SALT LAKE CITY — The NBA looks to be headed to the courtroom after players rejected the owners' latest offer, disbanded their union and took legal action with two antitrust lawsuits.
Whenever each side's lawyers finish their showdowns, owners and players will eventually need to resume negotiations for a new collective bargaining agreement.
Which raises the question: What scenario is best for the Utah Jazz?
Jazz CEO Greg Miller turned down an interview request because NBA team management and employees have been forbidden to talk about lockout-related issues by commissioner David Stern.
But one former team executive shared his three best-case post-lockout scenarios for the Jazz.
A hard salary cap
This, according to ex-Jazz vice president of marketing Eric Schulz, "will force the 'haves' to compete on a level playing field with the have-nots."
The financial advantage of being in a big market allows those privileged teams to not bat an eyelash at paying luxury tax fees.
Real Salt Lake owner Dave Checketts, the ex-Knicks president, agrees.
"More owners are wanting to lock in on a hard cap, and then they can prosper instead of just surviving. The Jazz can prosper under a new agreement," Checketts said. "I believe if they push that percentage to 50 or below (for BRI), it will really help teams like the Jazz and allow them to prosper."
Ultimately, Checketts added, "I think the target the NBA wants is 47 percent (for players). I think that's where the NBA would like to be."
Checketts, who's currently a consultant for the Detroit Pistons, doesn't see a doomsday scenario for the Jazz if at least a 50-50 BRI split is achieved, but he said other teams are in peril. He believes owners who've lost 60-70 percent of their wealth are determined to "stand and fight until they fix the whole model."
Added Checketts: "I've been in four or five of these things with the players association and I've never seen the owners take such a strident position. A really, really strident position. I don't think it's David's natural style, so he's getting pressured by the owners who want this repaired. They recognize they'll never be able to get their investments back if it doesn't get repaired."
Late Jazz owner Larry H. Miller vowed to never pay luxury taxes, but the Jazz finally surpassed the threshold in 2009-10, doling out $3.1 million while missing out on a $3.7 million check for non-taxpayers. The fee was a couple million dollars higher for 2010-11.

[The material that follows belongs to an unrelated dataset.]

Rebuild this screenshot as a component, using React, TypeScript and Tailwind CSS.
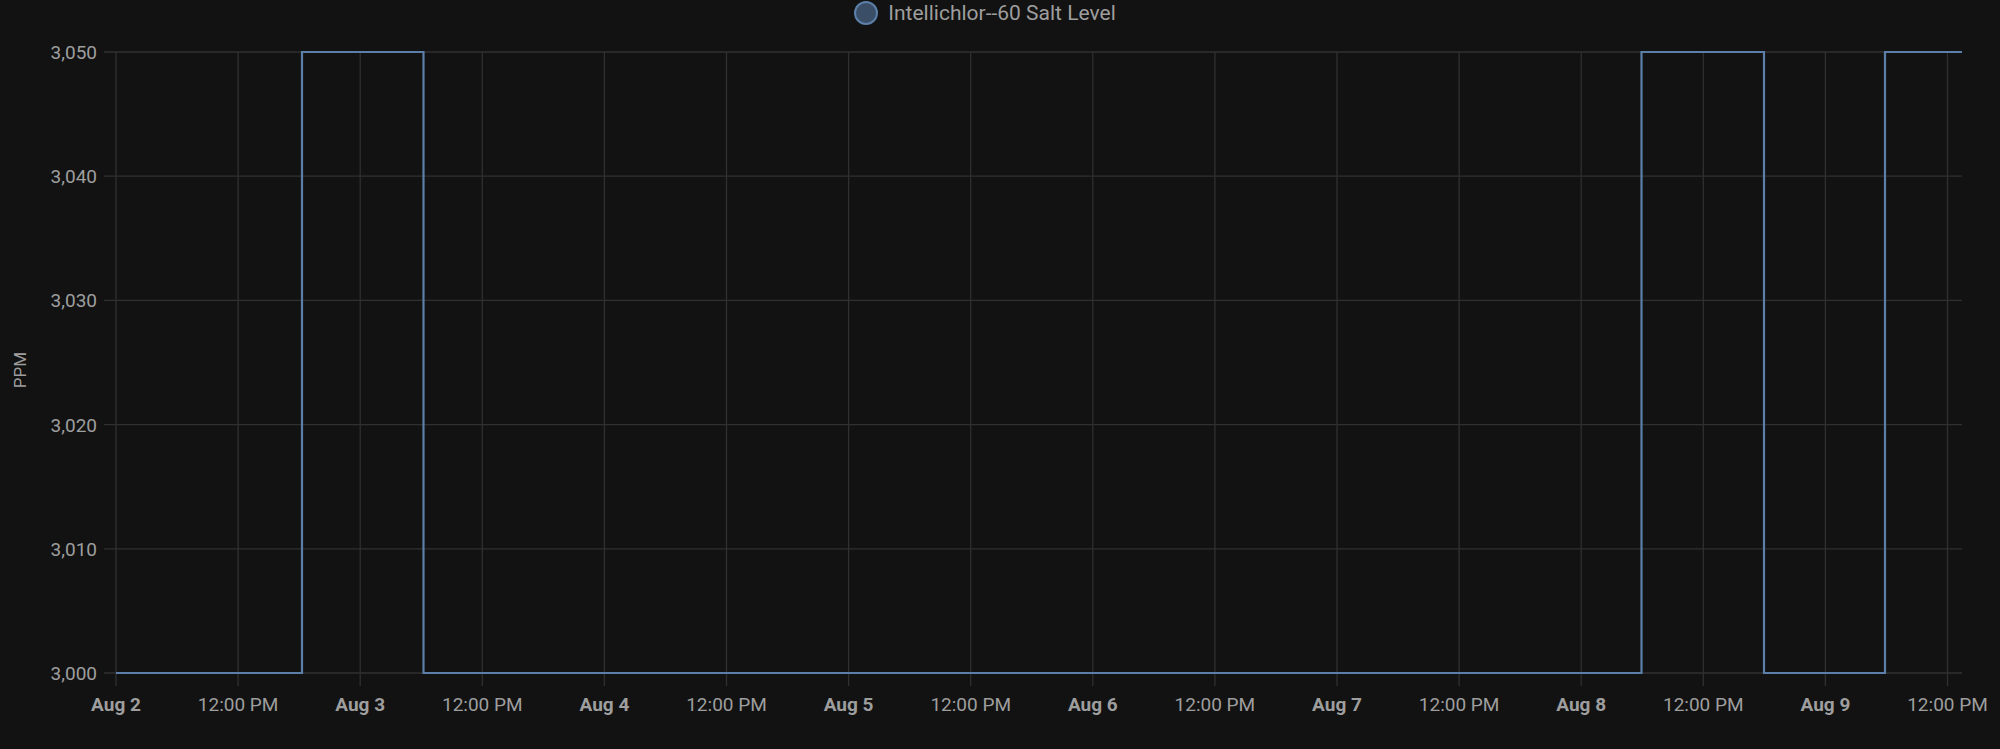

The Lakers, meanwhile, paid $110.4 million last season, including $20 million for luxury fees.
"If you look at the teams with the highest payrolls," Schulz said, "they consistently are the teams in the Conference Finals, NBA Finals."
The last five NBA champions, in fact, paid luxury taxes.
The Jazz were a painful exception last year. They had the fifth-highest payroll and paid taxes but didn't make the playoffs.
Increased revenue sharing
The NBA, Schulz explained, has two revenue sharing mechanisms: 1) luxury tax monies equally redistributed to non-taxed teams; and 2) a pool of money small-market teams can earn based on a complicated formula using "performance and effort" criteria from sales and marketing.
"If the team is deemed to have done all they can do in these areas, they receive a portion of the pool," Schulz said. "But it's a relatively small amount, 1 (million) to 2 million dollars on average."
Small-market teams want to mimic the NFL's revenue-sharing model, Schulz said. This would allow teams to keep revenue from premium seating (e.g. luxury boxes and "Hollywood courtside seats") and local sponsorships, but the rest of ticket sales earnings would be shared equally as a league.
Another desire of small-market teams is to benefit from TV and radio rights the bigger-market teams cash in on. The Lakers' reported $3 billion TV deal compared to the Jazz's $240 million contract is a prime example of the divide.
Franchise player designations
The trend of star players forming super teams (see: L.A., Boston and Miami) is "a slippery slope" for the NBA, Schulz believes. That's why some owners want to be able to attach a franchise player tag on a player similar to the NFL, forcing high-profile guys like LeBron James or Deron Williams to remain with their current teams.
"Under the current system, the good ol' days of Karl (Malone) and John (Stockton) playing for a Utah team their entire career is never going to happen again," Schulz said. "Small-market teams will constantly be in rebuilding mode, unable to compete."
Schulz cited what happened with Deron Williams and the Jazz as Exhibit No. 1.
Utah re-signed Williams to a max contract after his rookie deal, but the team then felt forced to trade him due to the risk that he might walk away when his contract allowed.
And the worst-case scenario for the Jazz?
Schulz's two-fold answer: Keeping a variation of the luxury tax and not increasing the owners' share of BRI to at least 50 percent. (Players earned up to 57 percent of BRI in the previous CBA.)
"As long as the big-market teams can buy their advantage, the Utahs of the world will never be able to compete," Schulz said. "Sure, they may have a one-year blip, but nothing sustainable. Money always wins in the NBA."